» Exercise requirements
For every line in the data below that contains "this", copy the line.

╭─ Data shown

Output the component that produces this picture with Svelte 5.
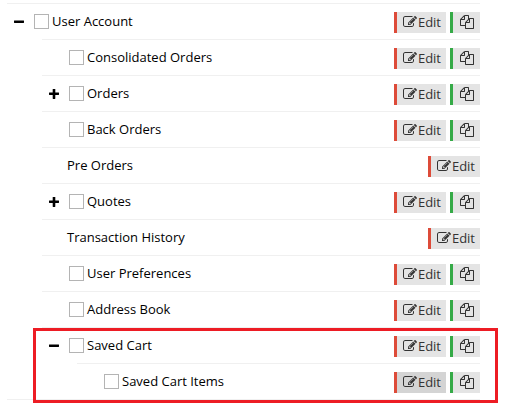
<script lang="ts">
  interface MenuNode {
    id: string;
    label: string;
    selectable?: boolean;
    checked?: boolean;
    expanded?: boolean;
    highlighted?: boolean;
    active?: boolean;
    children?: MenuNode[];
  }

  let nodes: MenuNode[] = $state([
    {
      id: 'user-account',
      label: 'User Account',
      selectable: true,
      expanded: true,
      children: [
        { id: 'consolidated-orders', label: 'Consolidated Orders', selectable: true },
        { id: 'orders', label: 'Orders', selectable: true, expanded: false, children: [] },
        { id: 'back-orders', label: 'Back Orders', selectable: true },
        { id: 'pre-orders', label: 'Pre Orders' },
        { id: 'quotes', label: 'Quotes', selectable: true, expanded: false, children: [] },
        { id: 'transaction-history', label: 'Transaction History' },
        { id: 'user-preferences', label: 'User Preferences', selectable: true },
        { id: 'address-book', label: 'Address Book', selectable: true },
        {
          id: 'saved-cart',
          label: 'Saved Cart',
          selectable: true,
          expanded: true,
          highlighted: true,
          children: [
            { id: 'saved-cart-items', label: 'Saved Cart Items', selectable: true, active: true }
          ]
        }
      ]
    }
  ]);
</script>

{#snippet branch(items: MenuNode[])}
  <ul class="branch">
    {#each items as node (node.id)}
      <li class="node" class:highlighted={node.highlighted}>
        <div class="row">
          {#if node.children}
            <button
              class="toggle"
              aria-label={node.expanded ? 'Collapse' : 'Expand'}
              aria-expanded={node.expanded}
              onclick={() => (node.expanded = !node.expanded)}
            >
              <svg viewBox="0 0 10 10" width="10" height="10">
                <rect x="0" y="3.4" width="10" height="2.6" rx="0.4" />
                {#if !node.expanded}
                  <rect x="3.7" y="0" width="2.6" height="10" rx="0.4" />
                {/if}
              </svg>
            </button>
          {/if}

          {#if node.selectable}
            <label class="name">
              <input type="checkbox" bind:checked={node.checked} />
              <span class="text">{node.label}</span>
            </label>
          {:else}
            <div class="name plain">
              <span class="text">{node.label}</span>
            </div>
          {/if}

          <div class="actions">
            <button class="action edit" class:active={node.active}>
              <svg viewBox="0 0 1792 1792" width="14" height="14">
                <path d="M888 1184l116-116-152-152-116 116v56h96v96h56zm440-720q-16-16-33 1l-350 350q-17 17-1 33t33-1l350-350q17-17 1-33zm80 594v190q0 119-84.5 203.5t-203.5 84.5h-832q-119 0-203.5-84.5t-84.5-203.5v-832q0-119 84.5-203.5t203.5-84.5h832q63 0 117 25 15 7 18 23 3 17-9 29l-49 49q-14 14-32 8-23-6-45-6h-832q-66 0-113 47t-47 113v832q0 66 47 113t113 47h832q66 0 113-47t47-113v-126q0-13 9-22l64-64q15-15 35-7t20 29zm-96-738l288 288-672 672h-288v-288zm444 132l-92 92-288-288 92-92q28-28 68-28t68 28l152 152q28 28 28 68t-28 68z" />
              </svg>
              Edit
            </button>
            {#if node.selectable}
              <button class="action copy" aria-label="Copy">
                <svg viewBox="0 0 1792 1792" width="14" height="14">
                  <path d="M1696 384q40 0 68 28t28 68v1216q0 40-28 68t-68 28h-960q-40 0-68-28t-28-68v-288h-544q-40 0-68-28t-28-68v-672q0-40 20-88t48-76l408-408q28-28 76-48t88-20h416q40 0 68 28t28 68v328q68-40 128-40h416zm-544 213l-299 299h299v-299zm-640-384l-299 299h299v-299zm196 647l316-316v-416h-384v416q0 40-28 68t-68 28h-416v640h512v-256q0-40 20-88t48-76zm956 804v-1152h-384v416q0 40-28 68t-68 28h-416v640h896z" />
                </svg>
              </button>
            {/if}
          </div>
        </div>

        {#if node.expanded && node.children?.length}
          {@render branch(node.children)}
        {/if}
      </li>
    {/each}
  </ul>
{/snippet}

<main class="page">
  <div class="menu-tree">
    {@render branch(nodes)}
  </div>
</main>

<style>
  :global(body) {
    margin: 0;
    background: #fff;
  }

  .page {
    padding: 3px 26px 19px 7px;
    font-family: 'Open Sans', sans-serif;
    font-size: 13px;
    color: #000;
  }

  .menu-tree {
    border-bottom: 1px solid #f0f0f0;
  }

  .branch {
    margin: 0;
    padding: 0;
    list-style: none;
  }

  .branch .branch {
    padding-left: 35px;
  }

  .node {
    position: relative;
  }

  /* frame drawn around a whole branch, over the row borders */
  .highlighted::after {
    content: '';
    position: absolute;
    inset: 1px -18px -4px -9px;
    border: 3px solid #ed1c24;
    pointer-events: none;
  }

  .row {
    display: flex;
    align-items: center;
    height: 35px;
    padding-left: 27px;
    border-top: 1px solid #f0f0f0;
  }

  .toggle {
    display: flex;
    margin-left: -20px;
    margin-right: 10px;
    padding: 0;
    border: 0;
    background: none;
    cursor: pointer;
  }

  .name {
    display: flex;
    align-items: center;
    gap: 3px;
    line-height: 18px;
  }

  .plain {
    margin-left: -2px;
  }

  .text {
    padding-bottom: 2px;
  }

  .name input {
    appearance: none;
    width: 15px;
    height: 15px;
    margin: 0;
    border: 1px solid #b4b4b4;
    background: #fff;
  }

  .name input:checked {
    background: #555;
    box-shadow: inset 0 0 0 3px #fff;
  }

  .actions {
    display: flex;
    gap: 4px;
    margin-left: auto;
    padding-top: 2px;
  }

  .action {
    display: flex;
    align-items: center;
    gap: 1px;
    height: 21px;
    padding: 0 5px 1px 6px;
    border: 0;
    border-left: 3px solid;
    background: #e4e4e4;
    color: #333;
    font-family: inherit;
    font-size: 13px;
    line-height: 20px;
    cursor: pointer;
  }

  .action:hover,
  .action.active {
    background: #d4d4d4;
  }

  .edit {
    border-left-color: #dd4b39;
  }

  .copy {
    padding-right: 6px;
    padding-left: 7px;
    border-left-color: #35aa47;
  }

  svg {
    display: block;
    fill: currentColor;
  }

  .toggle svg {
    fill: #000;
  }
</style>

╰─
╭─ Data shown

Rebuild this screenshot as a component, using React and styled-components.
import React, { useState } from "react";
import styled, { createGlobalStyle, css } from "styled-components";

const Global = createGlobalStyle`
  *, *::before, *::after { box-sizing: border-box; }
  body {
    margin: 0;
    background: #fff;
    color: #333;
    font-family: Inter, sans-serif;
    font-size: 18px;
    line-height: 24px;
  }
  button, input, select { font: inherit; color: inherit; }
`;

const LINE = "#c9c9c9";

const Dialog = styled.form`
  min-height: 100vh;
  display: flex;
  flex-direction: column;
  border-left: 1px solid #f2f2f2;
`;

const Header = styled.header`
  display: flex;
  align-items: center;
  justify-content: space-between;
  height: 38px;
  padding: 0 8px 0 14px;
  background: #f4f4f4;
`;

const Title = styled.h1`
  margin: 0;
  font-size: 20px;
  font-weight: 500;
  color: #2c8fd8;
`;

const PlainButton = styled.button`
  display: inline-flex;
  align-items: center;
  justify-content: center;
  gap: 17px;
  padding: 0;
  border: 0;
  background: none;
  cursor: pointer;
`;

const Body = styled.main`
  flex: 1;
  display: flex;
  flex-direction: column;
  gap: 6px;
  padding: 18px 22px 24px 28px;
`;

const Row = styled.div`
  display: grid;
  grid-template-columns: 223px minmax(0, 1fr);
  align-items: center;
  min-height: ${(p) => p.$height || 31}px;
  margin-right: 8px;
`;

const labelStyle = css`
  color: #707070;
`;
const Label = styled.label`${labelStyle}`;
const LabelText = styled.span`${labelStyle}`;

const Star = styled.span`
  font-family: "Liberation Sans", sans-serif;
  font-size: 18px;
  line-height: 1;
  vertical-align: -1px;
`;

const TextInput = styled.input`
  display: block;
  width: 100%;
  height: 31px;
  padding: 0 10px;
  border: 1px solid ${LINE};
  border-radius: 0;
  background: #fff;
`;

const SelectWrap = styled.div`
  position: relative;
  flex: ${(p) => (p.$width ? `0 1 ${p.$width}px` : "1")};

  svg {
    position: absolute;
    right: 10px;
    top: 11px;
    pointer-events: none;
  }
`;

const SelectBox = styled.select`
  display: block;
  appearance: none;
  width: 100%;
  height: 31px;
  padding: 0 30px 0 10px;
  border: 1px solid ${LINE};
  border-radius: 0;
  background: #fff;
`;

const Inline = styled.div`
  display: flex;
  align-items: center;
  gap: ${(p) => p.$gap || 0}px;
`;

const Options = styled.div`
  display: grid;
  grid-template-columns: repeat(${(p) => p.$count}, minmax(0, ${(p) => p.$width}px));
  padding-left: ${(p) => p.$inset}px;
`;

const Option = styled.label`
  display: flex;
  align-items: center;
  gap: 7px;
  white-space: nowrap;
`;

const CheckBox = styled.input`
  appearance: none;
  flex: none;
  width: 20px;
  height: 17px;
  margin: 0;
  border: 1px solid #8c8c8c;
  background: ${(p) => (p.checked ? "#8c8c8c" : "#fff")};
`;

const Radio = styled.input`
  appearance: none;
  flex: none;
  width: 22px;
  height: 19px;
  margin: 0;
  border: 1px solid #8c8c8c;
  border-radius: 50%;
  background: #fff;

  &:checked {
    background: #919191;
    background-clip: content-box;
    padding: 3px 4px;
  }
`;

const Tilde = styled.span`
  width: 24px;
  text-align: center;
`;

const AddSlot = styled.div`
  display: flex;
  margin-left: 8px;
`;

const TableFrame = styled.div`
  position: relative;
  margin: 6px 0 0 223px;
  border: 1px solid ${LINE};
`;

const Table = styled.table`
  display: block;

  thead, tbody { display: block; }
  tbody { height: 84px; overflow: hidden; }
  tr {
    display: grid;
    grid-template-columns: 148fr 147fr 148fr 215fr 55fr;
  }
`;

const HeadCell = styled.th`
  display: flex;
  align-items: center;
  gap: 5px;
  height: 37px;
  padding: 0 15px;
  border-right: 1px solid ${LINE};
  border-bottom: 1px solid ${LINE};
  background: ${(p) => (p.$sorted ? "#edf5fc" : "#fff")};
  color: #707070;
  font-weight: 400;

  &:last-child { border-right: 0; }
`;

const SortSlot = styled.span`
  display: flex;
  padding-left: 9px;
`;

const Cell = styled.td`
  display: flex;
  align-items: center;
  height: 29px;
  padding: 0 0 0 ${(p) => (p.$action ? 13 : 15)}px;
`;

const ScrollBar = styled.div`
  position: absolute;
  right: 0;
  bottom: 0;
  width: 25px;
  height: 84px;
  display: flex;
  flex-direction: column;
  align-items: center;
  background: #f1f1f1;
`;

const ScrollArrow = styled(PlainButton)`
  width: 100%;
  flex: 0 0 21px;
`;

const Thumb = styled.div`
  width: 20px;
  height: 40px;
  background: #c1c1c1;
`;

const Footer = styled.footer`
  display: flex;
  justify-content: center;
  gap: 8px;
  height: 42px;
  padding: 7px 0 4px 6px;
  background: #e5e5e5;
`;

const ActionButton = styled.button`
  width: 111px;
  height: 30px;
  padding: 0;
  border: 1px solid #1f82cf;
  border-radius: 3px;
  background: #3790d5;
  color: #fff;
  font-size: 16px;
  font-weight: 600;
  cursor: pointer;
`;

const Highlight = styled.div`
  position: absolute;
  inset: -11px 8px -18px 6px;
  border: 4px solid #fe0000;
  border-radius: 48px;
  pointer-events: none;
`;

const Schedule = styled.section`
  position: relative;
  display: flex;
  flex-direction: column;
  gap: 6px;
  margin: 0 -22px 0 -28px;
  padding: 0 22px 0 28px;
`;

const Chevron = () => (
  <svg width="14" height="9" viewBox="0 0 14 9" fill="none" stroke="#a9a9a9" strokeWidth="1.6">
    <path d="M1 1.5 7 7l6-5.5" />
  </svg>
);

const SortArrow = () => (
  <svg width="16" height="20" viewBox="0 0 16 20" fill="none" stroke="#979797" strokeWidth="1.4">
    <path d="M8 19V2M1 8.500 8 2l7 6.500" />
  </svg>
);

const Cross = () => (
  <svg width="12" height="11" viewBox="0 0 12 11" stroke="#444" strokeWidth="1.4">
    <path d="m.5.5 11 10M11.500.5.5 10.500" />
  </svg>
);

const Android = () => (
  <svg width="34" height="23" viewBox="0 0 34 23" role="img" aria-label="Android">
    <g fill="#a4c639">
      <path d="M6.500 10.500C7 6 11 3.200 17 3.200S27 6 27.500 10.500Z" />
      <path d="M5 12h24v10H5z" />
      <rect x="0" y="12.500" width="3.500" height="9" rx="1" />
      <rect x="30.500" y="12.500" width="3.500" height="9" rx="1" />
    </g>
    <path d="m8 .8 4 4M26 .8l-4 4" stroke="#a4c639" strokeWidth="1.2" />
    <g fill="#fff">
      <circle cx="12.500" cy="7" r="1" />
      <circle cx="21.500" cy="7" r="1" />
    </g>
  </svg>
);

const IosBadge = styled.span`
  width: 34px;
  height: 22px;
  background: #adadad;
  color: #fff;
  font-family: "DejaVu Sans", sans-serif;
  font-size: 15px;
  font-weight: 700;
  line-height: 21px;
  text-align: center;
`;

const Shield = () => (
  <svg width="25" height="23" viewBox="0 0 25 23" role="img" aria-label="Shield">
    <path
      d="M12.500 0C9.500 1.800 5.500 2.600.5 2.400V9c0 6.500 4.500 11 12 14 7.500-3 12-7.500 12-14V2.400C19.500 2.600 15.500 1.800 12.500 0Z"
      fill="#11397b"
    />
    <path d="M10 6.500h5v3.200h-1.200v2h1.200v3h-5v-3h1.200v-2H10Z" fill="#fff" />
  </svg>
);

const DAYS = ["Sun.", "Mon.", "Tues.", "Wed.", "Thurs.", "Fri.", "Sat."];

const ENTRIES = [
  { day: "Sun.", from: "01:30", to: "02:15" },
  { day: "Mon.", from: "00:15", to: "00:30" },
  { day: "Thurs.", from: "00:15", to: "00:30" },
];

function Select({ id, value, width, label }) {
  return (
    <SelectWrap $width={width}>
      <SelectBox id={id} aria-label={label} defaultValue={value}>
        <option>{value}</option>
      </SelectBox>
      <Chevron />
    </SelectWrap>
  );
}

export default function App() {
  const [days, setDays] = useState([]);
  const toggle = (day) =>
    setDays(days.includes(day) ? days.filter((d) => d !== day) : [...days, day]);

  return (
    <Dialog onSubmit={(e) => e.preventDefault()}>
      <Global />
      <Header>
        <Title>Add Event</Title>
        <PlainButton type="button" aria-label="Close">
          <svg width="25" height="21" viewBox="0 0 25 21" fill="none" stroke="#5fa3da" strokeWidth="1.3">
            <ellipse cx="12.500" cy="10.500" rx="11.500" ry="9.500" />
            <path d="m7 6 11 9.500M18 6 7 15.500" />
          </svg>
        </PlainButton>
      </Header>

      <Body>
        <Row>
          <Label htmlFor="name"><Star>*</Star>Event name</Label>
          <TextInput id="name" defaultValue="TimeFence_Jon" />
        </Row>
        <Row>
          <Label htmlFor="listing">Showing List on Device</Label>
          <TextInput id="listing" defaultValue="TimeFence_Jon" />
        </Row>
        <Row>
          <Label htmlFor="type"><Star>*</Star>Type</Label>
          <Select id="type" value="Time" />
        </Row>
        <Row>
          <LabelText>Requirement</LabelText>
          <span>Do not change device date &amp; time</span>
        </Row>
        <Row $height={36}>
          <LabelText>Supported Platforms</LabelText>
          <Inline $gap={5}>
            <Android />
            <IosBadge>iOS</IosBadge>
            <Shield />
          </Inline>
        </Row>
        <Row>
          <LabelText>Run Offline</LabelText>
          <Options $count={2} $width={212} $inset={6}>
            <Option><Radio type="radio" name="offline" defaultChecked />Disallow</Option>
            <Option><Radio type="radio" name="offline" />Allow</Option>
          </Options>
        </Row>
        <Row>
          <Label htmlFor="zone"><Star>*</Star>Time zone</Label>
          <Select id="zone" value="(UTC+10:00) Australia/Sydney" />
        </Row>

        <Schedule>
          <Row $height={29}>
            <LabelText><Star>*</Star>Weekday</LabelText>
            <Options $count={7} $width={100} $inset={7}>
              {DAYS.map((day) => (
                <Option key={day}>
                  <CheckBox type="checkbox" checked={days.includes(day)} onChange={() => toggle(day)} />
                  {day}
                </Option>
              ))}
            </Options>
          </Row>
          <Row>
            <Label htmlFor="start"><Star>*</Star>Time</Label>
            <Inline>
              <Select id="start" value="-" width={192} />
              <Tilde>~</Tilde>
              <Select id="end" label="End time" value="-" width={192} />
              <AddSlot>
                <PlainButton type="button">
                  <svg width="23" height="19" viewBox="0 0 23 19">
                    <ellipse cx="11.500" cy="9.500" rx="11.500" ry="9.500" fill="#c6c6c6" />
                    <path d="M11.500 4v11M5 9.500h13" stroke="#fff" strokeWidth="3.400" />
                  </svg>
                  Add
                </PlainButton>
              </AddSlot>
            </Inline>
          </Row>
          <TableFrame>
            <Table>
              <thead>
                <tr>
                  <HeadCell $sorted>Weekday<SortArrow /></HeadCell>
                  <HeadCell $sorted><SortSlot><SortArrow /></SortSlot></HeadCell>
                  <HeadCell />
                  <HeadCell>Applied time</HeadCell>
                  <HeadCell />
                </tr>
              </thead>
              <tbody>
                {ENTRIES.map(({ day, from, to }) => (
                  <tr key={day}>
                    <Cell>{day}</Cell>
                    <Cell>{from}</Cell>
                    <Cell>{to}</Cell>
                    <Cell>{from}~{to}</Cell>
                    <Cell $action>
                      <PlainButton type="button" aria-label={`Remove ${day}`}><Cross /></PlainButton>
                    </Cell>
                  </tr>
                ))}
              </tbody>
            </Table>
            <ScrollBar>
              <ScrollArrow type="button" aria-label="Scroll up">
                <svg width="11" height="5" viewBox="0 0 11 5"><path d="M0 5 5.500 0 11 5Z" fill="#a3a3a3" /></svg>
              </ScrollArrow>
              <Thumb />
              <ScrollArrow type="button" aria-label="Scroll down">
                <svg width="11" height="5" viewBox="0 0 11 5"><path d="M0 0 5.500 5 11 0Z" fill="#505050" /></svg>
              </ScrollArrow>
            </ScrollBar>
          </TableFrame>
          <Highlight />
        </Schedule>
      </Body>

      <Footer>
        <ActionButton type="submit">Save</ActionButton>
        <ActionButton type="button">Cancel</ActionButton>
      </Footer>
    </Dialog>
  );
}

╰─

» Reply
Output the component that produces this picture with Svelte 5.
Rebuild this screenshot as a component, using React and styled-components.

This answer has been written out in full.